[Interface markup and scripts]

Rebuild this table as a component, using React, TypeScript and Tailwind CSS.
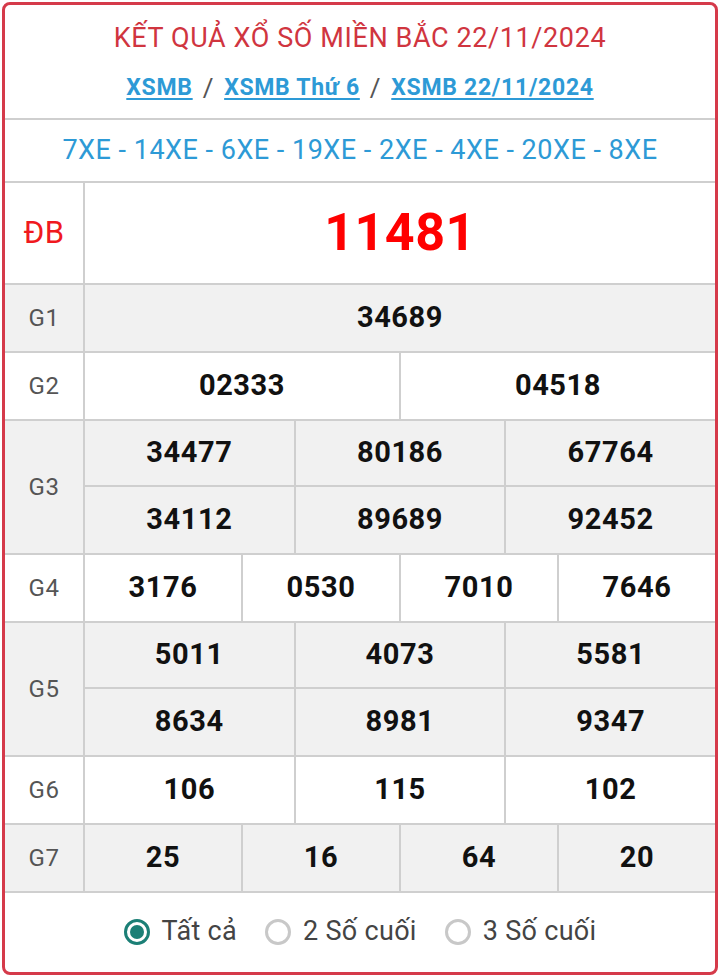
import React from 'react';

const FONT = { fontFamily: 'Roboto, "Noto Sans", Arial, sans-serif' };

type Row = { label: string; rows: string[][]; gray: boolean };

const PRIZES: Row[] = [
  { label: 'G1', rows: [['34689']], gray: true },
  { label: 'G2', rows: [['02333', '04518']], gray: false },
  { label: 'G3', rows: [['34477', '80186', '67764'], ['34112', '89689', '92452']], gray: true },
  { label: 'G4', rows: [['3176', '0530', '7010', '7646']], gray: false },
  { label: 'G5', rows: [['5011', '4073', '5581'], ['8634', '8981', '9347']], gray: true },
  { label: 'G6', rows: [['106', '115', '102']], gray: false },
  { label: 'G7', rows: [['25', '16', '64', '20']], gray: true },
];

function PrizeRow({ p }: { p: Row }) {
  return (
    <div className={`flex border-b-2 border-[#cfcfcf] ${p.gray ? 'bg-[#f1f1f1]' : 'bg-white'}`}>
      <div className="w-[80px] shrink-0 border-r-2 border-[#cfcfcf] flex items-center justify-center text-[24px] tracking-[0.5px] text-[#555]">
        {p.label}
      </div>
      <div className="flex-1 flex flex-col">
        {p.rows.map((r, i) => (
          <div
            key={i}
            className={`flex h-[66px] ${i < p.rows.length - 1 ? 'border-b-2 border-[#cfcfcf]' : ''}`}
          >
            {r.map((n, j) => (
              <div
                key={j}
                className={`flex-1 flex items-center justify-center text-[29px] tracking-[0.6px] font-bold text-[#111] ${j < r.length - 1 ? 'border-r-2 border-[#cfcfcf]' : ''}`}
              >
                {n}
              </div>
            ))}
          </div>
        ))}
      </div>
    </div>
  );
}

function Radio({ label, checked }: { label: string; checked?: boolean }) {
  return (
    <label className="flex items-center gap-[12px]">
      <span
        className={`w-[26px] h-[26px] rounded-full border-[3px] flex items-center justify-center ${checked ? 'border-[#1b7f76]' : 'border-[#c8c8c8]'}`}
      >
        {checked && <span className="w-[14px] h-[14px] rounded-full bg-[#1b7f76]" />}
      </span>
      <span className="text-[27px] tracking-[0.3px] text-[#444]">{label}</span>
    </label>
  );
}

export default function App() {
  return (
    <div className="w-[720px] h-[978px] bg-white p-[2px]" style={FONT}>
      <div className="h-[973px] w-[716px] border-[3px] border-[#d53a4a] rounded-[8px] overflow-hidden flex flex-col">
        <div className="h-[115px] border-b-2 border-[#cfcfcf] flex flex-col items-center">
          <h1 className="mt-[16px] text-[27px] leading-[34px] tracking-[0.6px] text-[#d0353f]">
            KẾT QUẢ XỔ SỐ MIỀN BẮC 22/11/2024
          </h1>
          <div className="mt-[18px] flex items-center gap-[10px] text-[23px] leading-[30px] tracking-[0.7px] font-bold">
            <a className="text-[#2d9ad6] underline underline-offset-[3px]">XSMB</a>
            <span className="text-[#555] font-normal text-[26px]">/</span>
            <a className="text-[#2d9ad6] underline underline-offset-[3px]">XSMB Thứ 6</a>
            <span className="text-[#555] font-normal text-[26px]">/</span>
            <a className="text-[#2d9ad6] underline underline-offset-[3px]">XSMB 22/11/2024</a>
          </div>
        </div>
        <div className="h-[63px] border-b-2 border-[#cfcfcf] flex items-center justify-center text-[27px] tracking-[0.5px] text-[#2d9ad6]">
          7XE - 14XE - 6XE - 19XE - 2XE - 4XE - 20XE - 8XE
        </div>
        <div className="flex h-[102px] border-b-2 border-[#cfcfcf]">
          <div className="w-[80px] shrink-0 border-r-2 border-[#cfcfcf] flex items-center justify-center text-[31px] tracking-[0.5px] text-[#f0191e]">
            ĐB
          </div>
          <div className="flex-1 flex items-center justify-center text-[52px] tracking-[0.5px] font-bold text-[#ff0000]">
            11481
          </div>
        </div>
        {PRIZES.map((p) => (
          <PrizeRow key={p.label} p={p} />
        ))}
        <div className="flex-1 flex items-center justify-center gap-[28px] pb-[2px]">
          <Radio label="Tất cả" checked />
          <Radio label="2 Số cuối" />
          <Radio label="3 Số cuối" />
        </div>
      </div>
    </div>
  );
}
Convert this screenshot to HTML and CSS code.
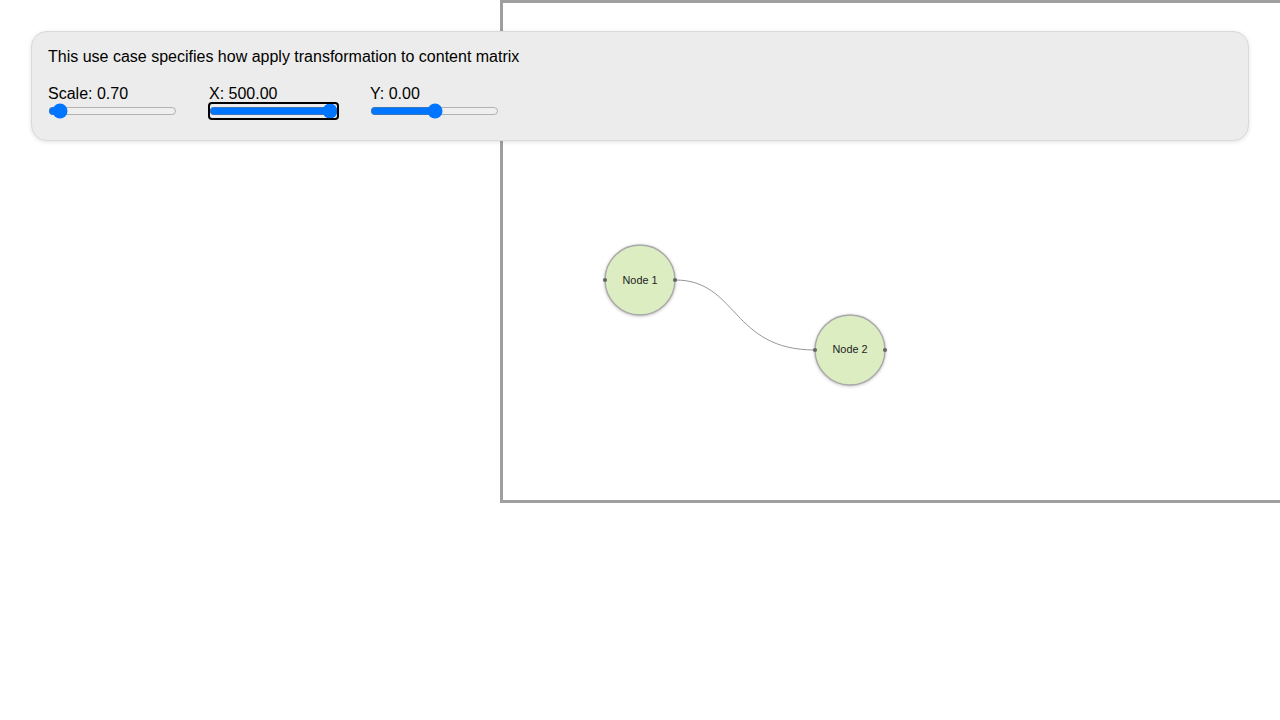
FILE: index.html
```html
<!DOCTYPE html>
<html>
<head>
<meta charset="utf-8">
<link rel="stylesheet" href="styles.css">
</head>
<body>
<div class="canvas">
  <svg class="scene" width="1000" height="500" viewBox="0 0 1000 500">
    <g transform="translate(-3,-3) scale(0.7)">
      <path class="edge" d="M250 400 C 340 400, 330 500, 450 500" />
      <g class="node">
        <circle cx="200" cy="400" r="50" />
        <text x="200" y="405">Node 1</text>
        <circle class="port" cx="150" cy="400" r="3" />
        <circle class="port" cx="250" cy="400" r="3" />
      </g>
      <g class="node">
        <circle cx="500" cy="500" r="50" />
        <text x="500" y="504">Node 2</text>
        <circle class="port" cx="450" cy="500" r="3" />
        <circle class="port" cx="550" cy="500" r="3" />
      </g>
    </g>
  </svg>
</div>
<div class="panel">
  <p class="desc">This use case specifies how apply transformation to content matrix</p>
  <div class="controls">
    <label class="control">Scale: 0.70<br><input type="range" min="0.5" max="6" step="0.01" value="0.7"></label>
    <label class="control">X: 500.00<br><input class="focused" type="range" min="-500" max="500" step="1" value="500"></label>
    <label class="control">Y: 0.00<br><input type="range" min="-500" max="500" step="1" value="0"></label>
  </div>
</div>
</body>
</html>
```
FILE: styles.css
```css
html, body {
  margin: 0;
  padding: 0;
  background: #fff;
  font-family: "Liberation Sans", Arial, sans-serif;
  font-size: 16px;
  color: #000;
}
.canvas {
  position: absolute;
  left: 500px;
  top: 0;
  width: 1000px;
  height: 497px;
  border: 3px solid #9f9f9f;
  overflow: hidden;
}
.scene {
  display: block;
}
.edge {
  fill: none;
  stroke: #8c8c8c;
  stroke-width: 1.3;
}
.node circle {
  fill: #dcedc1;
  stroke: #a9a9a9;
  stroke-width: 2;
  filter: drop-shadow(0 1px 2px rgba(0,0,0,0.25));
}
.node circle.port {
  fill: #666;
  stroke: none;
  filter: none;
}
.node text {
  font-family: "Liberation Sans", Arial, sans-serif;
  font-size: 15.5px;
  text-anchor: middle;
  fill: #222;
}
.panel {
  position: absolute;
  left: 31px;
  top: 31px;
  width: 1184px;
  padding: 16px 16px 17px;
  background: #ececec;
  border: 1px solid #dadada;
  border-radius: 16px;
  box-shadow: 0 1px 4px rgba(0,0,0,0.12);
}
.desc {
  margin: 0 0 19px;
  line-height: 18px;
}
.controls {
  display: flex;
  gap: 32px;
}
.control {
  display: block;
  line-height: 18px;
}
.control input {
  margin: 0;
  width: 129px;
}
.focused {
  outline: 2px solid #000;
  outline-offset: -1px;
  border-radius: 3px;
}
```
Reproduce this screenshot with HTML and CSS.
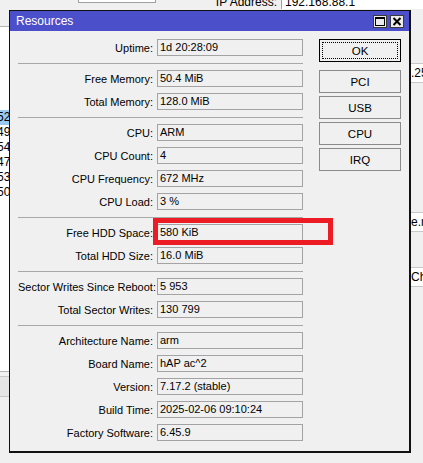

(REQUEST) Your copy should match the records word for word, with the pictures removed.

(TASK OUTPUT)
Rebuild this table as a component, using React, TypeScript and Tailwind CSS.
import React from 'react';

const FONT = { fontFamily: 'Roboto, "Noto Sans", Arial, sans-serif' };

type Row = { label: string; rows: string[][]; gray: boolean };

const PRIZES: Row[] = [
  { label: 'G1', rows: [['34689']], gray: true },
  { label: 'G2', rows: [['02333', '04518']], gray: false },
  { label: 'G3', rows: [['34477', '80186', '67764'], ['34112', '89689', '92452']], gray: true },
  { label: 'G4', rows: [['3176', '0530', '7010', '7646']], gray: false },
  { label: 'G5', rows: [['5011', '4073', '5581'], ['8634', '8981', '9347']], gray: true },
  { label: 'G6', rows: [['106', '115', '102']], gray: false },
  { label: 'G7', rows: [['25', '16', '64', '20']], gray: true },
];

function PrizeRow({ p }: { p: Row }) {
  return (
    <div className={`flex border-b-2 border-[#cfcfcf] ${p.gray ? 'bg-[#f1f1f1]' : 'bg-white'}`}>
      <div className="w-[80px] shrink-0 border-r-2 border-[#cfcfcf] flex items-center justify-center text-[24px] tracking-[0.5px] text-[#555]">
        {p.label}
      </div>
      <div className="flex-1 flex flex-col">
        {p.rows.map((r, i) => (
          <div
            key={i}
            className={`flex h-[66px] ${i < p.rows.length - 1 ? 'border-b-2 border-[#cfcfcf]' : ''}`}
          >
            {r.map((n, j) => (
              <div
                key={j}
                className={`flex-1 flex items-center justify-center text-[29px] tracking-[0.6px] font-bold text-[#111] ${j < r.length - 1 ? 'border-r-2 border-[#cfcfcf]' : ''}`}
              >
                {n}
              </div>
            ))}
          </div>
        ))}
      </div>
    </div>
  );
}

function Radio({ label, checked }: { label: string; checked?: boolean }) {
  return (
    <label className="flex items-center gap-[12px]">
      <span
        className={`w-[26px] h-[26px] rounded-full border-[3px] flex items-center justify-center ${checked ? 'border-[#1b7f76]' : 'border-[#c8c8c8]'}`}
      >
        {checked && <span className="w-[14px] h-[14px] rounded-full bg-[#1b7f76]" />}
      </span>
      <span className="text-[27px] tracking-[0.3px] text-[#444]">{label}</span>
    </label>
  );
}

export default function App() {
  return (
    <div className="w-[720px] h-[978px] bg-white p-[2px]" style={FONT}>
      <div className="h-[973px] w-[716px] border-[3px] border-[#d53a4a] rounded-[8px] overflow-hidden flex flex-col">
        <div className="h-[115px] border-b-2 border-[#cfcfcf] flex flex-col items-center">
          <h1 className="mt-[16px] text-[27px] leading-[34px] tracking-[0.6px] text-[#d0353f]">
            KẾT QUẢ XỔ SỐ MIỀN BẮC 22/11/2024
          </h1>
          <div className="mt-[18px] flex items-center gap-[10px] text-[23px] leading-[30px] tracking-[0.7px] font-bold">
            <a className="text-[#2d9ad6] underline underline-offset-[3px]">XSMB</a>
            <span className="text-[#555] font-normal text-[26px]">/</span>
            <a className="text-[#2d9ad6] underline underline-offset-[3px]">XSMB Thứ 6</a>
            <span className="text-[#555] font-normal text-[26px]">/</span>
            <a className="text-[#2d9ad6] underline underline-offset-[3px]">XSMB 22/11/2024</a>
          </div>
        </div>
        <div className="h-[63px] border-b-2 border-[#cfcfcf] flex items-center justify-center text-[27px] tracking-[0.5px] text-[#2d9ad6]">
          7XE - 14XE - 6XE - 19XE - 2XE - 4XE - 20XE - 8XE
        </div>
        <div className="flex h-[102px] border-b-2 border-[#cfcfcf]">
          <div className="w-[80px] shrink-0 border-r-2 border-[#cfcfcf] flex items-center justify-center text-[31px] tracking-[0.5px] text-[#f0191e]">
            ĐB
          </div>
          <div className="flex-1 flex items-center justify-center text-[52px] tracking-[0.5px] font-bold text-[#ff0000]">
            11481
          </div>
        </div>
        {PRIZES.map((p) => (
          <PrizeRow key={p.label} p={p} />
        ))}
        <div className="flex-1 flex items-center justify-center gap-[28px] pb-[2px]">
          <Radio label="Tất cả" checked />
          <Radio label="2 Số cuối" />
          <Radio label="3 Số cuối" />
        </div>
      </div>
    </div>
  );
}
Convert this screenshot to HTML and CSS code.
FILE: index.html
```html
<!DOCTYPE html>
<html>
<head>
<meta charset="utf-8">
<link rel="stylesheet" href="styles.css">
</head>
<body>
<div class="canvas">
  <svg class="scene" width="1000" height="500" viewBox="0 0 1000 500">
    <g transform="translate(-3,-3) scale(0.7)">
      <path class="edge" d="M250 400 C 340 400, 330 500, 450 500" />
      <g class="node">
        <circle cx="200" cy="400" r="50" />
        <text x="200" y="405">Node 1</text>
        <circle class="port" cx="150" cy="400" r="3" />
        <circle class="port" cx="250" cy="400" r="3" />
      </g>
      <g class="node">
        <circle cx="500" cy="500" r="50" />
        <text x="500" y="504">Node 2</text>
        <circle class="port" cx="450" cy="500" r="3" />
        <circle class="port" cx="550" cy="500" r="3" />
      </g>
    </g>
  </svg>
</div>
<div class="panel">
  <p class="desc">This use case specifies how apply transformation to content matrix</p>
  <div class="controls">
    <label class="control">Scale: 0.70<br><input type="range" min="0.5" max="6" step="0.01" value="0.7"></label>
    <label class="control">X: 500.00<br><input class="focused" type="range" min="-500" max="500" step="1" value="500"></label>
    <label class="control">Y: 0.00<br><input type="range" min="-500" max="500" step="1" value="0"></label>
  </div>
</div>
</body>
</html>
```
FILE: styles.css
```css
html, body {
  margin: 0;
  padding: 0;
  background: #fff;
  font-family: "Liberation Sans", Arial, sans-serif;
  font-size: 16px;
  color: #000;
}
.canvas {
  position: absolute;
  left: 500px;
  top: 0;
  width: 1000px;
  height: 497px;
  border: 3px solid #9f9f9f;
  overflow: hidden;
}
.scene {
  display: block;
}
.edge {
  fill: none;
  stroke: #8c8c8c;
  stroke-width: 1.3;
}
.node circle {
  fill: #dcedc1;
  stroke: #a9a9a9;
  stroke-width: 2;
  filter: drop-shadow(0 1px 2px rgba(0,0,0,0.25));
}
.node circle.port {
  fill: #666;
  stroke: none;
  filter: none;
}
.node text {
  font-family: "Liberation Sans", Arial, sans-serif;
  font-size: 15.5px;
  text-anchor: middle;
  fill: #222;
}
.panel {
  position: absolute;
  left: 31px;
  top: 31px;
  width: 1184px;
  padding: 16px 16px 17px;
  background: #ececec;
  border: 1px solid #dadada;
  border-radius: 16px;
  box-shadow: 0 1px 4px rgba(0,0,0,0.12);
}
.desc {
  margin: 0 0 19px;
  line-height: 18px;
}
.controls {
  display: flex;
  gap: 32px;
}
.control {
  display: block;
  line-height: 18px;
}
.control input {
  margin: 0;
  width: 129px;
}
.focused {
  outline: 2px solid #000;
  outline-offset: -1px;
  border-radius: 3px;
}
```
Reproduce this screenshot with HTML and CSS.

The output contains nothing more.